この著者の他の作品も読みたいと思って調べたのですが、普段は全然違うジャンルをされてる方のようで(笑)
ホラー小説はこの一冊だけのようです。そこが残念で、著者さん、ホラー小説出してくれませんか?
Posted by ブクログ
恋愛小説家であるいつきは、昔の知り合いである編集者の出泉からノベルアプリで使用する怪談の取材、編集を頼まれた。仕事に困っていたいつきは、快諾するがいざ仕事を始めると奇妙な事に「呪い」にまつわる話ばかりが集まり始めた。
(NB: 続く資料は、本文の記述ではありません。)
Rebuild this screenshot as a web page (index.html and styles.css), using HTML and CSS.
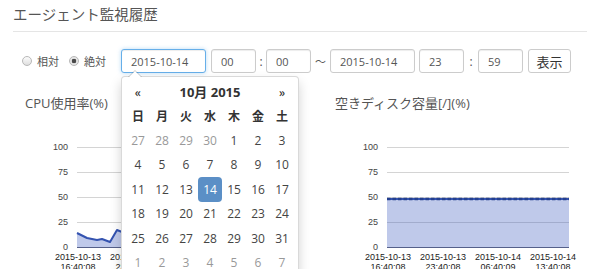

主人公であるいつきが仕事を通して5つの怪談話を収集していく。そのどれもが呪いに関する内容で、おどろおどろしい。また、家を繁栄させるため生贄としての嫁、捨てられた妻と赤ん坊、男に心酔する女など男女の痴情の果てから生まれた呪いばかりで嫌悪感が募り、非常に気持ちが悪い。怪談を読んでいる間はドキドキしたり、終始胸焼けに苦しんだりと忙しかったが、とても読みごたえがあった。怪談もさることながら、この小説の主軸である「呪い」の本質について言及している部分が興味深い。呪いは『効く』んです。信じていようと、いまいと。 このセリフを見て非常にしびれた。腑に落ちたというのが一番近い感情か。何故人々は呪われてしまうのか。 呪いはある種のシステムで、正しい順序を踏めば簡単に人間に効く。「リング」ならば呪いのビデオて、「呪怨」ならば呪いの家に踏み込んで。呪殺された彼らは、自ら正しい手順を踏んで呪われた。呪いは正しい手順を踏めば、誰にでも効く。 なるほど納得である。最後の不穏な感じもよく、久しぶりに読み切った!爽快!という感じ。それにしても出水気持ち悪すぎる。倫理も道徳のねじも何もかんも吹っ飛んでる。